Apetece-me que seja uma coisa só minha, íntima e preciosa, livre de justificações a terceiros, longe dos olhos cheios de juízos das multidões. É uma masturbação do intelecto, e estas massagens necessitam de paz e solitude. Esta maravilhosa clausura, concede-me um acesso privilegiado a tantos mundos, que posso guardar à minha maneira, sem chamar a atenção para o que é óbvio. Poucas coisas são assim tão especiais; Talvez o amor, se me apetecer ser mais metafísico. - Mas qual? - Também não carece que o definam, cada um há-de ser de cada um, e este é o meu, e não quero que ninguém o veja nu.
Tenho muitos amigos que lêem e espalham isto em voz alta, e dão conselhos com afinco acerca de futuras leituras, e que até escrevem coisas sobre o que leram, e depois partilham o que escreveram sobre o que leram. - O que é perfeito. Que seria dos pequenos escritores sem esta gente toda a ler, e a escrever sobre o que leram? Decerto definhariam antes do tempo. - Não tenho nenhum amigo que seja crítico literário, mas, hoje em dia pode-se ser muitas coisas, basta querer muito. Também tenho alguns amigos que sabem sobre muitas coisas, inclusive, sobre como se configura o amor e sobre o que se deve ou não de ler.
Eu não. Sou incapaz de o fazer. Sinto cá dentro um bom egoísmo sobre os meus hábitos com as páginas dos livros. Não sei de nada e não tenho nada para dizer sobre o assunto. Não há nada de relevante que se possa escrever sobre o que se lê, quando se gosta enobrece-nos, e quando não, segue-se em frente. - mas ficar em silêncio parece-me também uma cumplicidade desleal. Por isso falo sozinho sobre o que vou lendo, e aquilo que digo é tão grande que podia bem encher-se de importância.
No fundo acaba por não importar sobremaneira.
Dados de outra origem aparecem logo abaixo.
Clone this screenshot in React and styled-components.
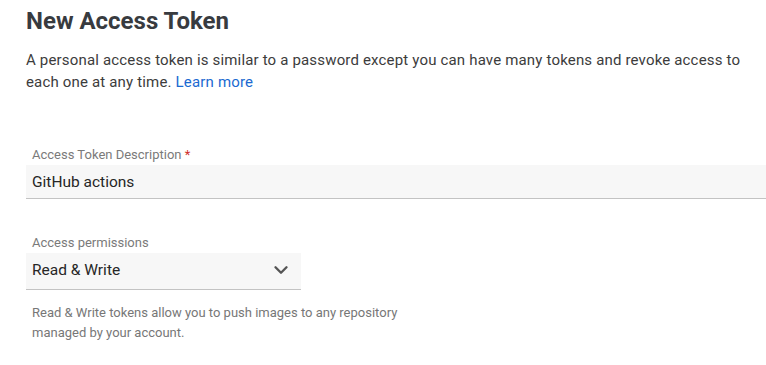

Leio, para mim isso já é uma riqueza enorme, e de qualquer modo, continuando a ler, ainda que às escondidas, como um miúdo travesso que vai fumar para o fundo do quintal, atrás do galinheiro, apraz-me imenso, fico nada aborrecido por não me saber errado ou certo, só contente por não haver ninguém a meter o nariz nesta história. 
De tantos livros lidos, relidos, meios-lidos, quase-lidos, nunca lidos, insistidos, restam-me mais certezas e esperanças aí depositadas, do que em qualquer outra actividade que me acompanhou ao longo da vida, amor incluído.
Curiosamente, todas estas coisas aparentemente soltas, têm um fio condutor, e esse é: que na vida de cada um, a leitura deve de ter o seu tempo, só é pena o tempo de vida ser tão curto.